A few last notes: I should avoid arrays, and most of the commands I need are in String class.

Thanks!

// The purpose of this program is to take in user input in the form
// of a sentence and a word. The program repeats the sentence and word
// back, removes the spaces, and checks if the word was present in the
// sentence. The program removes a letter from the word, checks if that
// "word" is present and continues until it cannot remove any more letters.

import java.util.*;
import javax.swing.JOptionPane;

public class Program1 {

    public static void main(String[] args) {
        String sentenceBlankless;

        String sentence = JOptionPane.showInputDialog("Please enter a sentence: ");
        String word = JOptionPane.showInputDialog("Please enter a word: ");

        sentenceBlankless = sentence.replaceAll(" ", "");

        JOptionPane.showMessageDialog(null, "The original imput is: " + sentence);
        JOptionPane.showMessageDialog(null, "Removing blanks - " + sentenceBlankless);
        JOptionPane.showMessageDialog(null, "Input word - " + word);

        for (int x = 0; x < word.length(); x++) {

            if (sentenceBlankless.toLowerCase().contains(word.toLowerCase())) {
                int loc = sentence.toLowerCase().indexOf(word.toLowerCase());
                JOptionPane.showMessageDialog(null, word.substring(0, word.length() - x) + " was found at location " + loc);
            } else {
                JOptionPane.showMessageDialog(null, word.substring(0, word.length() - x) + " was not found");
            }
        }
    }
}

Answer 1

Your problem is that it's always searching if "byte" was found, and not substrings of byte.

This happens on this line

if (sentenceBlankless.toLowerCase().contains(word.toLowerCase())) {

You always use word which is always "byte", it's never updated.

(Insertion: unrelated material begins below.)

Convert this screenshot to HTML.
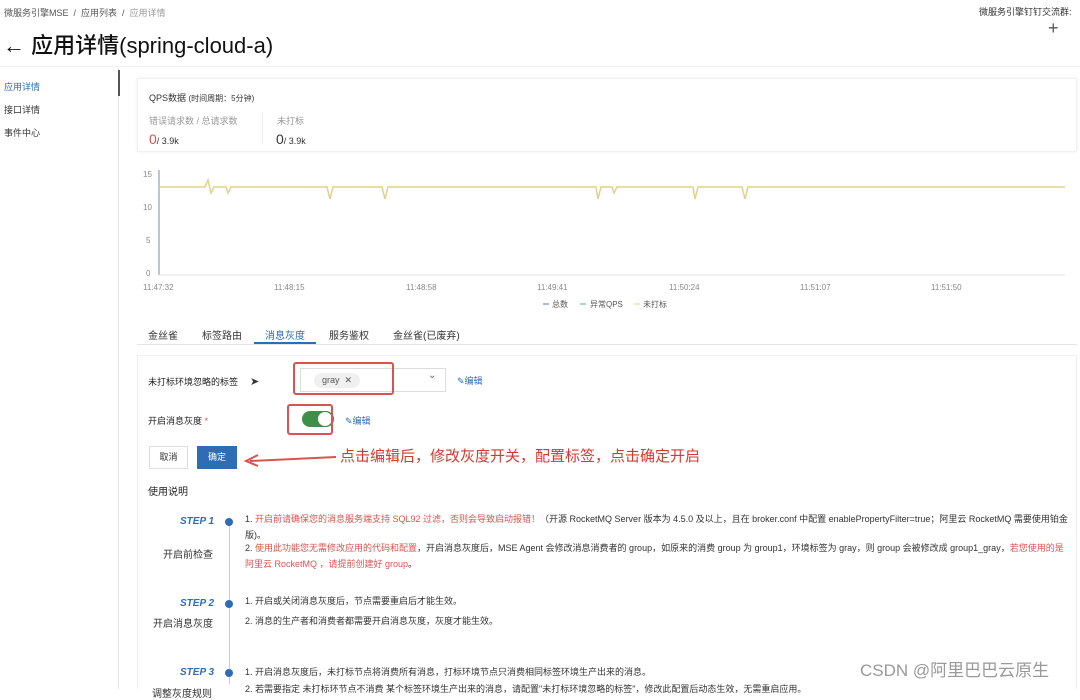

So you can replace it with

if (sentenceBlankless.toLowerCase().contains(word.substring(0, word.length() - x).toLowerCase()))

but I wouldn't recommend it. Instead try updating word on every iteration of the for loop.

So you can do:

word = word.substring(0, word.length() - x);

Your final for loop would be:

for (int x = 0; x < word.length(); x++)
{
    word = word.substring(0, word.length() - x);
    if (sentenceBlankless.toLowerCase().contains(word.toLowerCase()))
    {
        int loc = sentenceBlankless.toLowerCase().indexOf(word.toLowerCase());
        JOptionPane.showMessageDialog(null, word + " was found at location " + loc);
    }
    else
        JOptionPane.showMessageDialog(null, word + " was not found");

}

Everything else can stay unchanged.

Offtopic:

Inside the if statement loc uses sentence instead of sentenceBlankless to get the location.

Answer 2

A few comments:

The statement if (sentenceBlankless.toLowerCase().contains(word.toLowerCase())) doesn't take into account that you are looking for a shorter version of word each time. Instead of just showing a shortened version to the user in your dialog box, you could instead chop the word shorter on each iteration:

word = word.substring(0, word.length() - x)

But that will break your for loop.

Which leads me to comment #2. You could just as easily to this as a while loop:

while(word.length() > 0)

As for not being able to find the same word at the same location multiple times, that's a little bit trickier. Probably the easiest way to do it would be with an array of booleans, with each array element representing an index in the string:

boolean[] foundPositions = new boolean[sentenceBlankless.length];

Handily the boolean primitive defaults to false. So each time you find the instance of the word substring at a position, you set the flag in your array.

Then you need to check the array each time you search for the word, and if it has already been found, try the search again but start from position this time. If you have covered recursion already, this is a good time to practice it. This is some pseudo code (since I'm not going to do your homework completely) that shows how I would approach this:

private int FindPosition(string sentence, string word)
{
    find the index of word in sentence

    if not found
        return -1

    // We know sentence contains word
    if not previously found
        return found index

    // We know it was found, but has been found before, let's try again
    // but cut out the where it was found last time
    // This is recursion (calling a method from within the method)
    return FindPosition(sentence.substring, word)
}

Be aware of updating the flag array, and the specific substring you need to pass back in the recursive method.